<<<<
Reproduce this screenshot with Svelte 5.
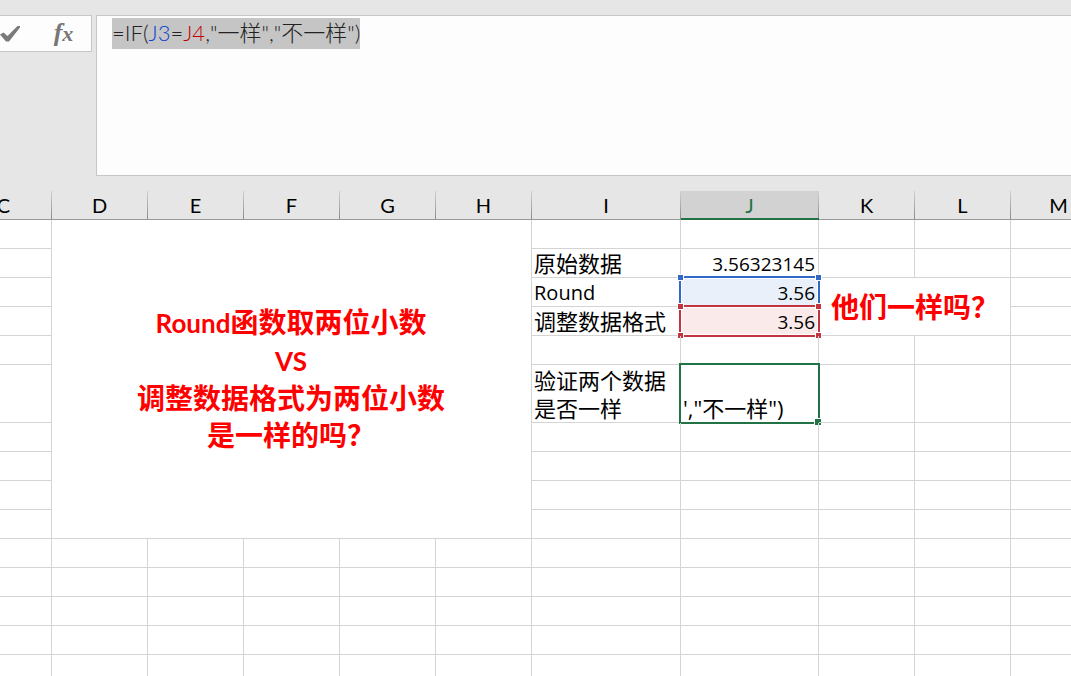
<script>
    const headers = ["C", "D", "E", "F", "G", "H", "I", "J", "K", "L", "M"];
    const widths = { I: 149, J: 138 };

    // cells that are covered by a merged block and must not be rendered
    const merged = (row, col) =>
        (row <= 10 && "EFGH".includes(col)) ||
        (row > 1 && row <= 10 && col == "D") ||
        (row == 3 && col == "L") ||
        (row == 4 && "KL".includes(col));

    const rows = Array.from({ length: 15 }, (_, i) => i + 1);

    const labels = {
        I2: "原始数据",
        I3: "Round",
        I4: "调整数据格式",
        I6: "验证两个数据是否一样",
    };

    const numbers = { J2: "3.56323145", J3: "3.56", J4: "3.56" };

    let editing = $state("',\"不一样\")");
</script>

<main class="app">
    <div class="formula-bar">
        <div class="tools">
            <button class="tool" aria-label="输入">
                <svg width="20" height="18" viewBox="0 0 20 18">
                    <path d="M0 9.500 L3.500 7.500 L7.500 11 L17.500 1 L20 1 L20 2.500 L9 16.500 L6 16.500 Z" fill="#7a7a7a" />
                </svg>
            </button>
            <button class="tool fx" aria-label="插入函数"><i>f</i><i class="x">x</i></button>
        </div>
        <div class="formula" role="textbox" aria-label="编辑栏" tabindex="0" contenteditable="true" spellcheck="false"><span class="marked">=IF(<span class="ref-blue">J3</span>=<span class="ref-red">J4</span>,"一样","不一样")</span></div>
    </div>

    <div class="sheet">
        <table>
            <colgroup>
                {#each headers as h}
                    <col style:width="{widths[h] ?? 96}px" />
                {/each}
            </colgroup>
            <thead>
                <tr>
                    {#each headers as h}
                        <th scope="col" class:active={h == "J"}>{h}</th>
                    {/each}
                </tr>
            </thead>
            <tbody>
                {#each rows as row}
                    <tr class:tall={row == 6}>
                        {#each headers as col}
                            {@const id = col + row}
                            {#if id == "D1"}
                                <td class="title" colspan="5" rowspan="10">
                                    <span class="latin">Round</span>函数取两位小数<br />
                                    <span class="latin">VS</span><br />
                                    调整数据格式为两位小数<br />是一样的吗？
                                </td>
                            {:else if id == "K3"}
                                <td class="question" colspan="2" rowspan="2">他们一样吗？</td>
                            {:else if id == "J6"}
                                <td class="editor">
                                    <input aria-label="J6" bind:value={editing} spellcheck="false" />
                                    <div class="frame"></div>
                                </td>
                            {:else if numbers[id]}
                                <td class="number" class:blue={row == 3} class:red={row == 4}>
                                    {numbers[id]}
                                    {#if row > 2}
                                        <div class="range">
                                            <b class="handle"></b><b class="handle right"></b>
                                            <b class="handle bottom"></b><b class="handle right bottom"></b>
                                        </div>
                                    {/if}
                                </td>
                            {:else if !merged(row, col)}
                                <td class:wrap={row == 6} class:text={id == "I3"}>{labels[id] ?? ""}</td>
                            {/if}
                        {/each}
                    </tr>
                {/each}
            </tbody>
        </table>
    </div>
</main>

<style>
    :global(body)
    {
        margin: 0;
        background: #fff;
    }

    .app
    {
        height: 100vh;
        overflow: hidden;
        background: #e6e6e6;
        font-family: "Open Sans", "Noto Sans CJK SC", sans-serif;
        color: #000;
    }

    .formula-bar
    {
        display: flex;
        align-items: flex-start;
        gap: 4px;
        padding: 15px 0;
    }

    .tools
    {
        display: flex;
        box-sizing: border-box;
        width: 92px;
        height: 37px;
        border: 1px solid #c6c6c6;
        border-left: 0;
        background: #fdfdfd;
    }

    .tool
    {
        display: flex;
        align-items: center;
        width: 36px;
        padding: 0;
        border: 0;
        background: none;
        color: #777;
    }

    .fx
    {
        align-items: baseline;
        justify-content: center;
        width: 55px;
        padding-top: 2px;
        font: bold 26px "Liberation Serif", serif;
    }

    .x
    {
        font-size: 22px;
    }

    .formula
    {
        flex: 1;
        box-sizing: border-box;
        height: 161px;
        padding: 2px 15px;
        border: 1px solid #c6c6c6;
        border-right: 0;
        background: #fdfdfd;
        outline: 0;
        font-family: "Lato", "Noto Sans CJK SC", sans-serif;
        font-size: 22px;
        font-weight: 300;
        font-kerning: none;
        line-height: 30px;
        color: #222;
    }

    .marked
    {
        display: inline-block;
        padding-bottom: 1px;
        background: #c5c5c5;
    }

    .ref-blue
    {
        color: #0a45d0;
    }

    .ref-red
    {
        color: #c00000;
    }

    .sheet
    {
        overflow: hidden;
        background: #fff;
    }

    table
    {
        width: 1151px;
        margin-left: -44px;
        table-layout: fixed;
        border-collapse: separate;
        border-spacing: 0;
    }

    th
    {
        box-sizing: border-box;
        height: 29px;
        padding: 2px 1px 0 0;
        border-bottom: 1px solid #999;
        background: linear-gradient(#d0d0d0, #8c8c8c) right / 1px 100% no-repeat #e6e6e6;
        font-family: "Lato", sans-serif;
        font-size: 20px;
        font-weight: 400;
        line-height: 25px;
        vertical-align: top;
    }

    th.active
    {
        border-bottom: 2px solid #217346;
        background-color: #d2d2d2;
        color: #217346;
    }

    td
    {
        position: relative;
        box-sizing: border-box;
        height: 29px;
        padding: 0 3px 0 2px;
        border-right: 1px solid #d4d4d4;
        border-bottom: 1px solid #d4d4d4;
        font-size: 22px;
        line-height: 28px;
        white-space: nowrap;
    }

    .tall td
    {
        height: 58px;
    }

    td.wrap
    {
        white-space: normal;
    }

    .text,
    .number
    {
        padding-top: 2px;
        line-height: 26px;
    }

    .text
    {
        font-size: 20px;
    }

    .number
    {
        text-align: right;
        font-size: 19px;
    }

    .title,
    .question
    {
        font-size: 28px;
        font-weight: 700;
        line-height: 37px;
        color: #f00;
    }

    .title
    {
        text-align: center;
    }

    .latin
    {
        font-family: "Lato", sans-serif;
        font-size: 26px;
        font-weight: 900;
    }

    .title .latin
    {
        font-weight: 700;
    }

    .question
    {
        padding-left: 12px;
        line-height: 28px;
    }

    .blue
    {
        --line: #3069c9;
        background: #e9f0fa;
    }

    .red
    {
        --line: #c2343f;
        background: #faeaea;
    }

    .range,
    .frame
    {
        position: absolute;
        inset: -2px;
        border: 2px solid var(--line);
        pointer-events: none;
    }

    .range
    {
        box-shadow: inset 0 0 0 1px #fff;
    }

    .handle
    {
        position: absolute;
        top: -4px;
        left: -4px;
        width: 5px;
        height: 5px;
        border: 1px solid #fff;
        background: var(--line);
    }

    .handle.right
    {
        left: auto;
        right: -4px;
    }

    .handle.bottom
    {
        top: auto;
        bottom: -4px;
    }

    .editor
    {
        --line: #217346;
        vertical-align: bottom;
    }

    .editor input
    {
        display: block;
        box-sizing: border-box;
        width: 100%;
        height: 28px;
        padding: 0;
        border: 0;
        outline: 0;
        background: none;
        font: inherit;
        color: inherit;
    }

    .frame::after
    {
        content: "";
        position: absolute;
        right: -3px;
        bottom: -3px;
        width: 6px;
        height: 6px;
        border: solid #fff;
        border-width: 1px 0 0 1px;
        background: var(--line);
    }
</style>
>>>>
◆ AIM ◆
Pictures are excluded; output everything else in the data verbatim.

◆ THE ANSWER ◆
Reproduce this screenshot with Svelte 5.
<script>
    const headers = ["C", "D", "E", "F", "G", "H", "I", "J", "K", "L", "M"];
    const widths = { I: 149, J: 138 };

    // cells that are covered by a merged block and must not be rendered
    const merged = (row, col) =>
        (row <= 10 && "EFGH".includes(col)) ||
        (row > 1 && row <= 10 && col == "D") ||
        (row == 3 && col == "L") ||
        (row == 4 && "KL".includes(col));

    const rows = Array.from({ length: 15 }, (_, i) => i + 1);

    const labels = {
        I2: "原始数据",
        I3: "Round",
        I4: "调整数据格式",
        I6: "验证两个数据是否一样",
    };

    const numbers = { J2: "3.56323145", J3: "3.56", J4: "3.56" };

    let editing = $state("',\"不一样\")");
</script>

<main class="app">
    <div class="formula-bar">
        <div class="tools">
            <button class="tool" aria-label="输入">
                <svg width="20" height="18" viewBox="0 0 20 18">
                    <path d="M0 9.500 L3.500 7.500 L7.500 11 L17.500 1 L20 1 L20 2.500 L9 16.500 L6 16.500 Z" fill="#7a7a7a" />
                </svg>
            </button>
            <button class="tool fx" aria-label="插入函数"><i>f</i><i class="x">x</i></button>
        </div>
        <div class="formula" role="textbox" aria-label="编辑栏" tabindex="0" contenteditable="true" spellcheck="false"><span class="marked">=IF(<span class="ref-blue">J3</span>=<span class="ref-red">J4</span>,"一样","不一样")</span></div>
    </div>

    <div class="sheet">
        <table>
            <colgroup>
                {#each headers as h}
                    <col style:width="{widths[h] ?? 96}px" />
                {/each}
            </colgroup>
            <thead>
                <tr>
                    {#each headers as h}
                        <th scope="col" class:active={h == "J"}>{h}</th>
                    {/each}
                </tr>
            </thead>
            <tbody>
                {#each rows as row}
                    <tr class:tall={row == 6}>
                        {#each headers as col}
                            {@const id = col + row}
                            {#if id == "D1"}
                                <td class="title" colspan="5" rowspan="10">
                                    <span class="latin">Round</span>函数取两位小数<br />
                                    <span class="latin">VS</span><br />
                                    调整数据格式为两位小数<br />是一样的吗？
                                </td>
                            {:else if id == "K3"}
                                <td class="question" colspan="2" rowspan="2">他们一样吗？</td>
                            {:else if id == "J6"}
                                <td class="editor">
                                    <input aria-label="J6" bind:value={editing} spellcheck="false" />
                                    <div class="frame"></div>
                                </td>
                            {:else if numbers[id]}
                                <td class="number" class:blue={row == 3} class:red={row == 4}>
                                    {numbers[id]}
                                    {#if row > 2}
                                        <div class="range">
                                            <b class="handle"></b><b class="handle right"></b>
                                            <b class="handle bottom"></b><b class="handle right bottom"></b>
                                        </div>
                                    {/if}
                                </td>
                            {:else if !merged(row, col)}
                                <td class:wrap={row == 6} class:text={id == "I3"}>{labels[id] ?? ""}</td>
                            {/if}
                        {/each}
                    </tr>
                {/each}
            </tbody>
        </table>
    </div>
</main>

<style>
    :global(body)
    {
        margin: 0;
        background: #fff;
    }

    .app
    {
        height: 100vh;
        overflow: hidden;
        background: #e6e6e6;
        font-family: "Open Sans", "Noto Sans CJK SC", sans-serif;
        color: #000;
    }

    .formula-bar
    {
        display: flex;
        align-items: flex-start;
        gap: 4px;
        padding: 15px 0;
    }

    .tools
    {
        display: flex;
        box-sizing: border-box;
        width: 92px;
        height: 37px;
        border: 1px solid #c6c6c6;
        border-left: 0;
        background: #fdfdfd;
    }

    .tool
    {
        display: flex;
        align-items: center;
        width: 36px;
        padding: 0;
        border: 0;
        background: none;
        color: #777;
    }

    .fx
    {
        align-items: baseline;
        justify-content: center;
        width: 55px;
        padding-top: 2px;
        font: bold 26px "Liberation Serif", serif;
    }

    .x
    {
        font-size: 22px;
    }

    .formula
    {
        flex: 1;
        box-sizing: border-box;
        height: 161px;
        padding: 2px 15px;
        border: 1px solid #c6c6c6;
        border-right: 0;
        background: #fdfdfd;
        outline: 0;
        font-family: "Lato", "Noto Sans CJK SC", sans-serif;
        font-size: 22px;
        font-weight: 300;
        font-kerning: none;
        line-height: 30px;
        color: #222;
    }

    .marked
    {
        display: inline-block;
        padding-bottom: 1px;
        background: #c5c5c5;
    }

    .ref-blue
    {
        color: #0a45d0;
    }

    .ref-red
    {
        color: #c00000;
    }

    .sheet
    {
        overflow: hidden;
        background: #fff;
    }

    table
    {
        width: 1151px;
        margin-left: -44px;
        table-layout: fixed;
        border-collapse: separate;
        border-spacing: 0;
    }

    th
    {
        box-sizing: border-box;
        height: 29px;
        padding: 2px 1px 0 0;
        border-bottom: 1px solid #999;
        background: linear-gradient(#d0d0d0, #8c8c8c) right / 1px 100% no-repeat #e6e6e6;
        font-family: "Lato", sans-serif;
        font-size: 20px;
        font-weight: 400;
        line-height: 25px;
        vertical-align: top;
    }

    th.active
    {
        border-bottom: 2px solid #217346;
        background-color: #d2d2d2;
        color: #217346;
    }

    td
    {
        position: relative;
        box-sizing: border-box;
        height: 29px;
        padding: 0 3px 0 2px;
        border-right: 1px solid #d4d4d4;
        border-bottom: 1px solid #d4d4d4;
        font-size: 22px;
        line-height: 28px;
        white-space: nowrap;
    }

    .tall td
    {
        height: 58px;
    }

    td.wrap
    {
        white-space: normal;
    }

    .text,
    .number
    {
        padding-top: 2px;
        line-height: 26px;
    }

    .text
    {
        font-size: 20px;
    }

    .number
    {
        text-align: right;
        font-size: 19px;
    }

    .title,
    .question
    {
        font-size: 28px;
        font-weight: 700;
        line-height: 37px;
        color: #f00;
    }

    .title
    {
        text-align: center;
    }

    .latin
    {
        font-family: "Lato", sans-serif;
        font-size: 26px;
        font-weight: 900;
    }

    .title .latin
    {
        font-weight: 700;
    }

    .question
    {
        padding-left: 12px;
        line-height: 28px;
    }

    .blue
    {
        --line: #3069c9;
        background: #e9f0fa;
    }

    .red
    {
        --line: #c2343f;
        background: #faeaea;
    }

    .range,
    .frame
    {
        position: absolute;
        inset: -2px;
        border: 2px solid var(--line);
        pointer-events: none;
    }

    .range
    {
        box-shadow: inset 0 0 0 1px #fff;
    }

    .handle
    {
        position: absolute;
        top: -4px;
        left: -4px;
        width: 5px;
        height: 5px;
        border: 1px solid #fff;
        background: var(--line);
    }

    .handle.right
    {
        left: auto;
        right: -4px;
    }

    .handle.bottom
    {
        top: auto;
        bottom: -4px;
    }

    .editor
    {
        --line: #217346;
        vertical-align: bottom;
    }

    .editor input
    {
        display: block;
        box-sizing: border-box;
        width: 100%;
        height: 28px;
        padding: 0;
        border: 0;
        outline: 0;
        background: none;
        font: inherit;
        color: inherit;
    }

    .frame::after
    {
        content: "";
        position: absolute;
        right: -3px;
        bottom: -3px;
        width: 6px;
        height: 6px;
        border: solid #fff;
        border-width: 1px 0 0 1px;
        background: var(--line);
    }
</style>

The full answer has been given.